Auch feministisch ist an Joan nichts. Im Gegenteil, „Animal“ ist ein Buch über eine „spöttische Antiheldin“ (The Guardian), eine Frau, die andere Frauen hasst oder ihnen gegenüber Eifersucht oder maximal Anhänglichkeit empfindet. Für ihre eigene Mutter findet sie Vergleiche wie Engel oder Hexe, ihren Vater überhöht sie komplett. Die Kritik an der patriarchalen Gesellschaft ist überdeutlich. Sie hat Joan schon früh kaputt gemacht. Die Gefallsucht, das Streben nach Anerkennung durch und den strategischen Einsatz von sexueller Verfügbarkeit, sind das direkte Resultat dessen. Ihr Selbstwert ist gleich null. Identifikationspotenzial gibt es allerhöchstens punktuell.

Weibliche Wut wird pathologisiert

Was Lisa Taddeo dennoch gut gelingt, ist es, sichtbar zu machen, dass der weibliche Gefühlsausdruck nach wie vor oft pathologisiert wird. Wo männliche Brutalität das Problem ist, wird die daraus folgende weibliche Wut als Verrücktheit abgestempelt, Schmerz als Schwäche. Egal ob Opfer oder Täterin, als Frau bist du immer selbst Schuld. Dieser verdrehten Maxime scheint sich Taddeos Romanfigur über lange Strecken hin verschrieben zu haben. Nur um am Ende in einer Art Läuterung ein weiteres urweibliches Klischee zu erfüllen. Manche werden es vielleicht als Emanzipation wahrnehmen.
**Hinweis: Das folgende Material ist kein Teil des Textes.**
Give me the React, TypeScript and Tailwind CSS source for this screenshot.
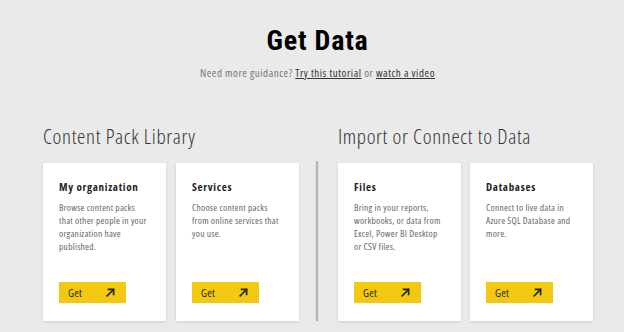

Insgesamt ist „Animal“ unterhaltsam und souverän geschrieben. Stellenweise zwar verwirrend und naserümpfend grausig, aber hey, wir wollen schließlich wissen, wen sie am Ende gekillt hat. Dazu passt auch der trashige Ton, der in der deutschen Übersetzung vulgärer klingt als im englischen Original. Fazit: Auch wenn dieser Zweitling kein Volltreffer ist, bleibt Lisa Taddeo definitiv auf unserer Watchlist des ideologischen Minenfelds der sogenannten Frauenliteratur.